[PROBLEM REQUIREMENTS]:
Look through the lines of the material and count those containing "screenshot". Give that count alone.

[Rows from a dataset of pages and code]
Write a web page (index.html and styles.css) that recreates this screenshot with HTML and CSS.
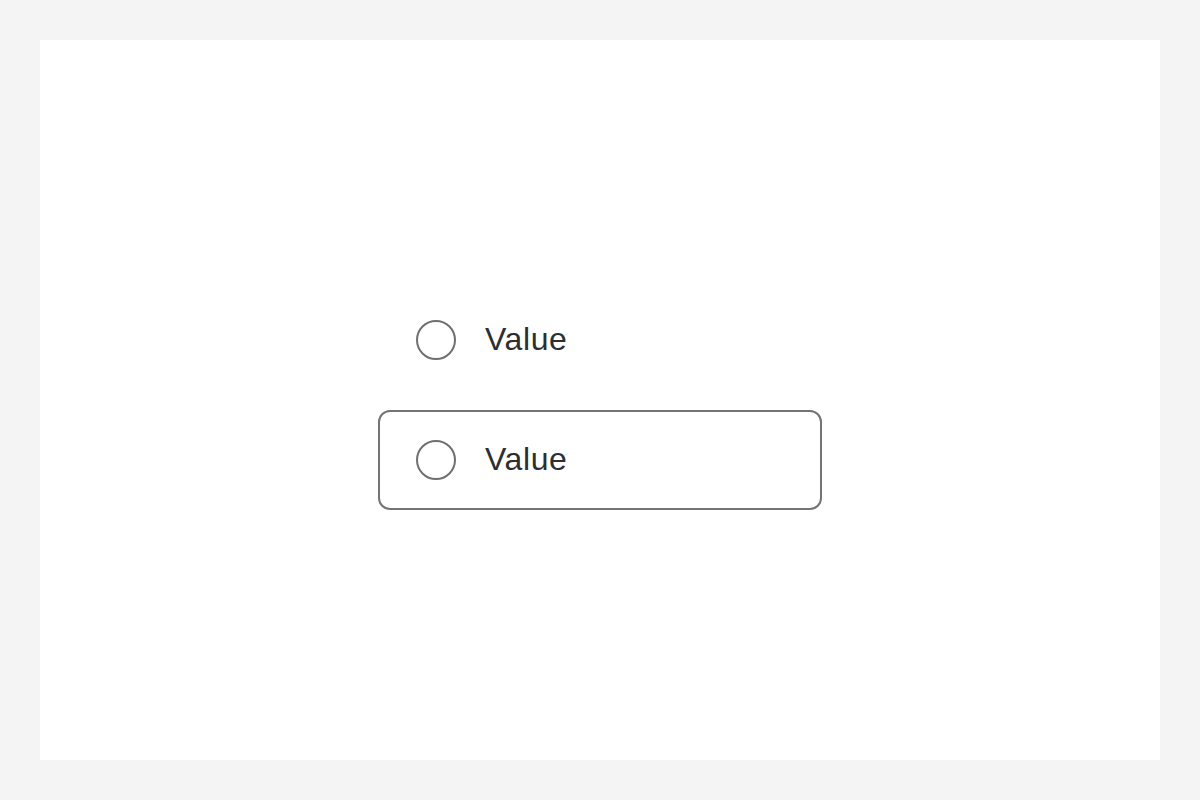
FILE: index.html
```html
<!DOCTYPE html>
<html>
<head>
<meta charset="utf-8">
<link rel="stylesheet" href="styles.css">
</head>
<body>
<main class="panel">
  <div class="options">
    <label class="option">
      <span class="radio"></span>
      <span class="label">Value</span>
    </label>
    <label class="option option--outlined">
      <span class="radio"></span>
      <span class="label">Value</span>
    </label>
  </div>
</main>
</body>
</html>
```

FILE: styles.css
```css
html, body {
  margin: 0;
  padding: 0;
}
body {
  background: #f4f4f4;
  width: 1200px;
  height: 800px;
  padding: 40px;
  box-sizing: border-box;
  font-family: "Liberation Sans", Arial, sans-serif;
}
.panel {
  background: #ffffff;
  width: 1120px;
  height: 720px;
  display: flex;
  align-items: center;
  justify-content: center;
}
.options {
  display: flex;
  flex-direction: column;
  gap: 20px;
}
.option {
  box-sizing: border-box;
  width: 444px;
  height: 100px;
  border: 2px solid transparent;
  border-radius: 12px;
  padding: 0 36px;
  display: flex;
  align-items: center;
  gap: 29px;
}
.option--outlined {
  border-color: #747474;
}
.radio {
  box-sizing: border-box;
  width: 40px;
  height: 40px;
  border: 2px solid #707070;
  border-radius: 50%;
  flex: none;
}
.label {
  font-size: 32px;
  color: #2e2e2e;
  line-height: 40px;
  letter-spacing: 0.6px;
  padding-bottom: 2px;
}
```
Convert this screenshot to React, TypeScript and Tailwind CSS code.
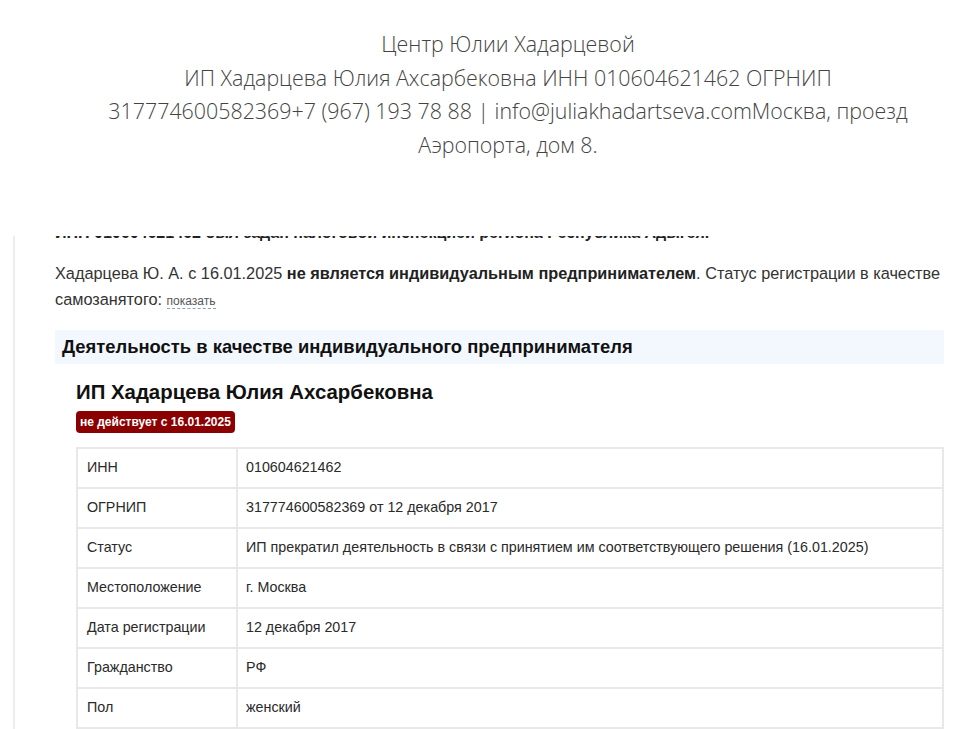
import React from "react";

const rows: [string, string][] = [
  ["ИНН", "010604621462"],
  ["ОГРНИП", "317774600582369 от 12 декабря 2017"],
  ["Статус", "ИП прекратил деятельность в связи с принятием им соответствующего решения (16.01.2025)"],
  ["Местоположение", "г. Москва"],
  ["Дата регистрации", "12 декабря 2017"],
  ["Гражданство", "РФ"],
  ["Пол", "женский"],
];

export default function App() {
  return (
    <div className="w-[974px] h-[729px] overflow-hidden bg-white">
      <header
        className="pt-[27px] pl-[42px] text-center text-[21.4px] leading-[33.5px] font-light text-[#444]"
        style={{ fontFamily: '"Open Sans", "Noto Sans", sans-serif' }}
      >
        <div>Центр Юлии Хадарцевой</div>
        <div>ИП Хадарцева Юлия Ахсарбековна ИНН 010604621462 ОГРНИП</div>
        <div>317774600582369+7 (967) 193 78 88 | info@juliakhadartseva.comМосква, проезд</div>
        <div>Аэропорта, дом 8.</div>
      </header>

      <section
        className="mt-[75px] ml-[13px] border-l-2 border-[#ececec] pl-[40px] pr-[30px] text-[#333]"
        style={{ fontFamily: '"Liberation Sans", Arial, sans-serif' }}
      >
        <div className="h-[5px] overflow-hidden">
          <p className="-mt-[13px] text-[16px] leading-[20px] font-bold text-[#222] whitespace-nowrap">
            ИНН 010604621462 был задан налоговой инспекцией региона Республика Адыгея.
          </p>
        </div>
        <p className="mt-[19px] text-[16.3px] leading-[26px]">
          Хадарцева Ю. А. с 16.01.2025{" "}
          <b className="text-[#222]">не является индивидуальным предпринимателем</b>. Статус
          регистрации в качестве самозанятого:{" "}
          <span className="text-[12px] text-[#555] border-b border-dashed border-[#8aa0c8]">показать</span>
        </p>
        <div className="mt-[16px] h-[34px] flex items-center bg-[#f3f8fe] pl-[7px] text-[18.4px] font-bold text-[#111]">
          Деятельность в качестве индивидуального предпринимателя
        </div>
        <div className="pl-[21px]">
          <h1 className="mt-[16px] text-[20.4px] leading-[24px] font-bold text-[#111]">
            ИП Хадарцева Юлия Ахсарбековна
          </h1>
          <div className="mt-[7px] inline-flex h-[22px] items-center rounded-[4px] bg-[#8b0000] px-[4px] text-[12px] font-bold text-white">
            не действует с 16.01.2025
          </div>
          <table className="mt-[14px] w-full border-collapse border-2 border-[#e8e8e8] text-[14.3px] text-[#2a2a2a]">
            <tbody>
              {rows.map(([k, v]) => (
                <tr key={k} className="h-[40px]">
                  <td className="w-[160px] border-2 border-[#e8e8e8] pl-[9px]">{k}</td>
                  <td className="border-2 border-[#e8e8e8] pl-[8px]">{v}</td>
                </tr>
              ))}
            </tbody>
          </table>
        </div>
      </section>
    </div>
  );
}
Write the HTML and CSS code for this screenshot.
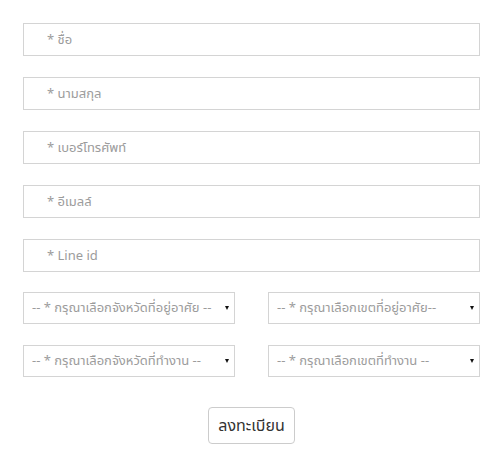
FILE: index.html
```html
<!DOCTYPE html>
<html lang="th">
<head>
<meta charset="utf-8">
<link rel="stylesheet" href="styles.css">
</head>
<body>
<form class="form">
  <input class="field" type="text" placeholder="* ชื่อ">
  <input class="field" type="text" placeholder="* นามสกุล">
  <input class="field" type="text" placeholder="* เบอร์โทรศัพท์">
  <input class="field" type="text" placeholder="* อีเมลล์">
  <input class="field field-last" type="text" placeholder="* Line id">
  <div class="row">
    <div class="sel"><select><option>-- * กรุณาเลือกจังหวัดที่อยู่อาศัย --</option></select></div>
    <div class="sel"><select><option>-- * กรุณาเลือกเขตที่อยู่อาศัย--</option></select></div>
  </div>
  <div class="row row-second">
    <div class="sel"><select><option>-- * กรุณาเลือกจังหวัดที่ทำงาน --</option></select></div>
    <div class="sel"><select><option>-- * กรุณาเลือกเขตที่ทำงาน --</option></select></div>
  </div>
  <div class="actions">
    <button type="button" class="btn">ลงทะเบียน</button>
  </div>
</form>
</body>
</html>
```
FILE: styles.css
```css
html, body {
  margin: 0;
  padding: 0;
  background: #fff;
}
body {
  font-family: "Noto Sans Thai", "Noto Sans Thai UI", "Open Sans", "Noto Sans", sans-serif;
}
.form {
  width: 457px;
  margin: 0;
  padding: 23px 0 0 23px;
  display: flex;
  flex-direction: column;
}
.field {
  box-sizing: border-box;
  width: 457px;
  height: 33px;
  margin: 0 0 21px 0;
  padding: 0 0 0 23px;
  border: 1px solid #d4d4d4;
  border-radius: 0;
  font-family: inherit;
  font-size: 13px;
  font-weight: 400;
  color: #555;
  outline: none;
}
.field::placeholder {
  color: #9c9c9c;
}
.field-last {
  margin-bottom: 20px;
}
.row {
  display: grid;
  grid-template-columns: 212px 212px;
  column-gap: 33px;
}
.row-second {
  margin-top: 21px;
}
.sel {
  position: relative;
}
.sel select {
  -webkit-appearance: none;
  appearance: none;
  box-sizing: border-box;
  width: 212px;
  height: 32px;
  padding: 0 16px 0 8px;
  border: 1px solid #d4d4d4;
  border-radius: 0;
  background: #fff;
  font-family: inherit;
  font-size: 13px;
  font-weight: 400;
  color: #9c9c9c;
  outline: none;
}
.sel::after {
  content: "";
  position: absolute;
  right: 6px;
  top: 14px;
  width: 0;
  height: 0;
  border-left: 2.5px solid transparent;
  border-right: 2.5px solid transparent;
  border-top: 4px solid #111;
  pointer-events: none;
}
.actions {
  display: flex;
  justify-content: center;
  margin-top: 30px;
}
.btn {
  box-sizing: border-box;
  width: 87px;
  height: 37px;
  border: 1px solid #ccc;
  border-radius: 4px;
  background: #fff;
  font-family: inherit;
  font-size: 16px;
  font-weight: 400;
  color: #333;
  padding: 0;
}
```
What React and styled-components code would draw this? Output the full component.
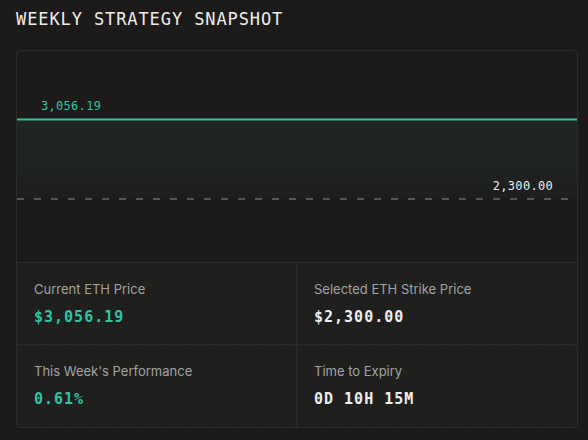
import React from 'react';
import styled, { createGlobalStyle } from 'styled-components';

const colors = {
  bg: '#1c1b1a',
  card: '#1c1b1a',
  cell: '#1e1e1d',
  border: '#2c2c2b',
  teal: '#2ec4a7',
  white: '#eeeeee',
  label: '#a3a3a3',
  dash: '#6b6b6b',
};

const mono = `"DejaVu Sans Mono", "Liberation Mono", monospace`;

const GlobalStyle = createGlobalStyle`
  html, body {
    margin: 0;
    padding: 0;
    background: ${colors.bg};
  }
  body {
    width: 588px;
    height: 440px;
    overflow: hidden;
  }
`;

const Page = styled.div`
  padding: 10px 10px 0 16px;
  box-sizing: border-box;
`;

const Title = styled.h2`
  margin: 0 0 21px;
  font-family: ${mono};
  font-weight: 400;
  font-size: 17px;
  line-height: 19px;
  letter-spacing: 0.9px;
  color: ${colors.white};
  text-transform: uppercase;
`;

const Card = styled.div`
  width: 562px;
  border: 1px solid ${colors.border};
  border-radius: 4px;
  background: ${colors.card};
  box-sizing: border-box;
  overflow: hidden;
`;

const Chart = styled.div`
  position: relative;
  height: 211px;
`;

const ChartSvg = styled.svg`
  display: block;
  width: 100%;
  height: 100%;
`;

const PriceTag = styled.span`
  position: absolute;
  top: ${p => p.$top}px;
  ${p => (p.$right != null ? `right: ${p.$right}px;` : `left: ${p.$left}px;`)}
  font-family: ${mono};
  font-size: 12px;
  line-height: 14px;
  letter-spacing: 0.3px;
  color: ${p => (p.$accent ? colors.teal : colors.white)};
`;

const Stats = styled.div`
  display: grid;
  grid-template-columns: 280px 1fr;
  grid-auto-rows: 82px;
  border-top: 1px solid ${colors.border};
`;

const Cell = styled.div`
  padding: 17px 17px 0;
  background-color: ${colors.cell};
  background-image: radial-gradient(rgba(255, 255, 255, 0.035) 0.6px, transparent 0.9px);
  background-size: 3px 3px;
  border-right: ${p => (p.$last ? 'none' : `1px solid ${colors.border}`)};
  border-bottom: ${p => (p.$bottom ? 'none' : `1px solid ${colors.border}`)};
  box-sizing: border-box;
`;

const Label = styled.div`
  font-family: Inter, "Noto Sans", sans-serif;
  font-size: 13px;
  line-height: 18px;
  color: ${colors.label};
`;

const Value = styled.div`
  margin-top: 9px;
  font-family: ${mono};
  font-weight: 700;
  font-size: 15px;
  line-height: 20px;
  letter-spacing: 1px;
  color: ${p => (p.$accent ? colors.teal : colors.white)};
`;

const stats = [
  { label: 'Current ETH Price', value: '$3,056.19', accent: true },
  { label: 'Selected ETH Strike Price', value: '$2,300.00' },
  { label: "This Week's Performance", value: '0.61%', accent: true },
  { label: 'Time to Expiry', value: '0D 10H 15M' },
];

function PriceChart() {
  return (
    <Chart>
      <ChartSvg viewBox="0 0 560 211" preserveAspectRatio="none">
        <defs>
          <linearGradient id="area" x1="0" y1="0" x2="0" y2="1">
            <stop offset="0" stopColor="#1f2423" />
            <stop offset="0.5" stopColor="#1f2423" />
            <stop offset="1" stopColor="#1d1e1d" />
          </linearGradient>
        </defs>
        <rect x="0" y="70" width="560" height="77" fill="url(#area)" />
        <line x1="0" y1="68.5" x2="560" y2="68.5" stroke={colors.teal} strokeWidth="2" />
        <line
          x1="0"
          y1="148"
          x2="560"
          y2="148"
          stroke={colors.dash}
          strokeWidth="1.5"
          strokeDasharray="7 10"
        />
      </ChartSvg>
      <PriceTag $accent $left={24} $top={48}>3,056.19</PriceTag>
      <PriceTag $right={24} $top={128}>2,300.00</PriceTag>
    </Chart>
  );
}

export default function App() {
  return (
    <Page>
      <GlobalStyle />
      <Title>Weekly Strategy Snapshot</Title>
      <Card>
        <PriceChart />
        <Stats>
          {stats.map((s, i) => (
            <Cell key={s.label} $last={i % 2 === 1} $bottom={i > 1}>
              <Label>{s.label}</Label>
              <Value $accent={s.accent}>{s.value}</Value>
            </Cell>
          ))}
        </Stats>
      </Card>
    </Page>
  );
}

[FULL RESPONSE]:
3